Why have we sold our inheritance down the river?
So why has US wealth been exploited to make growth strong in the surplus countries: Japan and China and others? Here free traders jump in to say that the US saving rate was too low and the US got these cheap goods etc. But that begs the real question. The real question is, 'why didn't the international system adjust to choke off the cheap (too-cheap?) imports?' Part of the answer is that US consumers were happy and the erosion in wages affected workers in a general sense and not specifically enough to create a counterforce to the free-trade trend. Companies like Wal-Mart had developed ties in the cheap export markets like China (Nike and others did this too) to keep the flow of cheap goods coming.

Who were the chief advocates? (ps don't even bother blaming Republicans)
And we all know the political strength of the corporate lobby and the powerful intellectual support 'Free Trade' has from the likes of Mr. Garten (... and Mr Clinton and his Treasury Secretary, Mr Rubin). All US banks and investment banks (Mr Rubin was one of these both BC and AD Clinton) want freer trade. They want freer - not just free - trade in fact since financial services are one of the last industries to open up. They must press for free trade in order to get their reward. Now that seems much less likely given what the financial sector has wrought.

Can't argue with RELIGION
People would have you believe that free trade is not only 'free' but 'good' and its one thing all economists agree on. It's like a religion. So after all it must be true. But for the trade side to work properly it must interact with a functional currency side...and that has not been the case

IS 'MORE' STILL 'BETTER'?
Garten waxes eloquently about all the poor people creating a new New York 'every two months.' Is that a good thing - Jeffrey? Environmentalists have looked at the way we live in the US, India and China and concluded that India and China cannot raise their 'standard of living' (or we can use the word 'consumptiveness') to levels enjoyed in the US without creating world-destroying ecological damage. Our new president is finally going to recognize the impact that carbon emissions have on global warming. So, hey, maybe MORE IS NOT BETTER ANYMORE?

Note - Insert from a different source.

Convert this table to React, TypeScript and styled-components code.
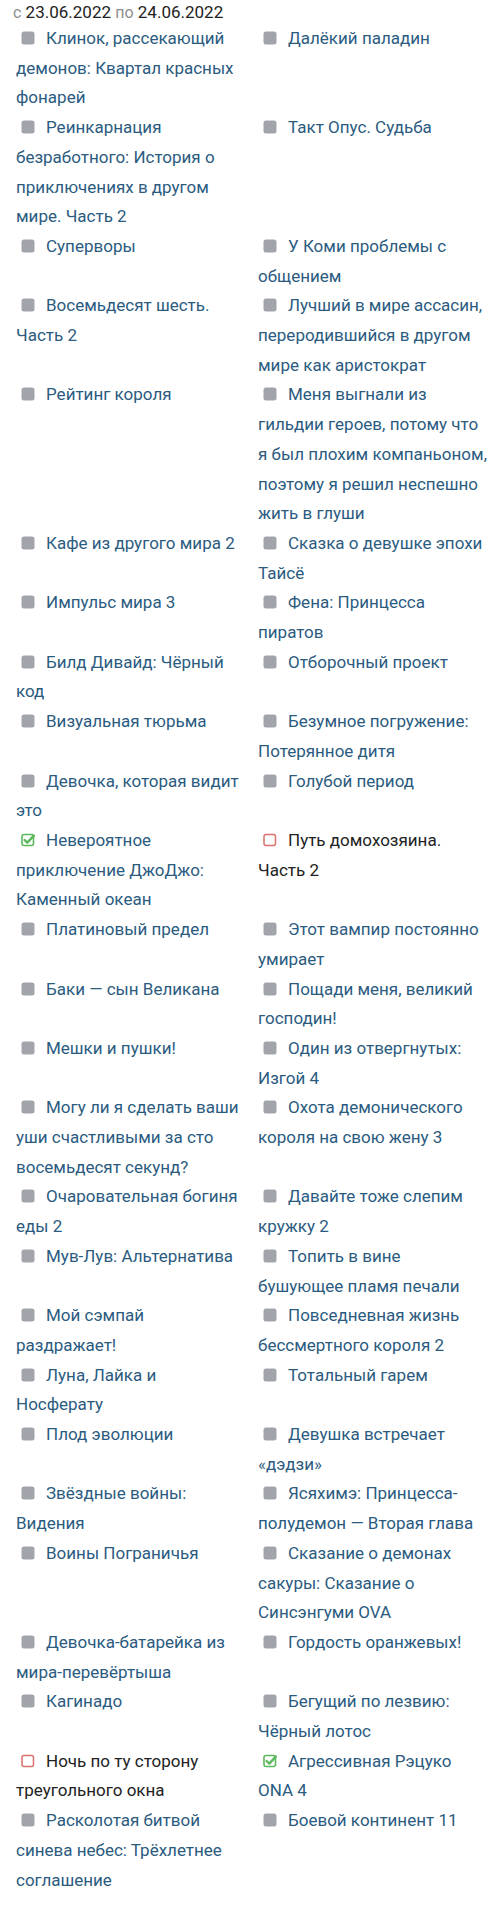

Survival of the 'whatest'?
When the global economy heads into recession there is suffering and Mr Garten would have you believe that we should sit by and let free trade determine who survives. Why? Why should the cheapest car producer get to fill all the demand over the next 12months when demand is so low leaving nothing for higher cost producers? Why should the higher cost producers be run out of business when demand shuts down for A SHORT PERIOD OF TIME? Why should we not as a nation have right to protect our market our companies and our jobs from a temporary drop in OUR demand? Why should we ignore the welfare impact, considering the years to come and base our consideration on a too simple 'point in time' comparative static assessment?

It's really stupid. This sort of "free trade talk." It is really very naive and, in the end, STUPID.

Burden-sharing is NOT protectionism
Sharing the burden when economic slack appears makes sense. The truly badly run companies should go out of business but the salvageable companies are a different case. I'll not waste breath here defending the US auto industry but clearly it has made some real mistakes and at the same time it has some cost issues that foreign companies do not have because of the special case of the health care system in the US. Should GM fail because of the burden of legacy and current health care costs? Does that make sense? And what of the competitive advantage the foreign transplants get in the South because of deals they cut for tax abatement and other cost reductions in 'right-to-work states?

The Black and White of it
So as we peel the various skins off the Free Trade onions we find that many truths lurk below that seemingly pristine white surface where trade is white and protectionism is black.

See trade in Technicolor
But it is not that way. Moreover, if other parts of the world want to create the equivalent of a New York every two months, they should have a plan to support that 'city' without expecting to run down of wealth in the US.

Don't you think so?

Game, set, match
Look at who wants free trade! The fast-developing export-scamming low income countries and the export oriented economies of highly developed Germany and Japan. They are screaming the loudest because for their cozy little game, the jig is up.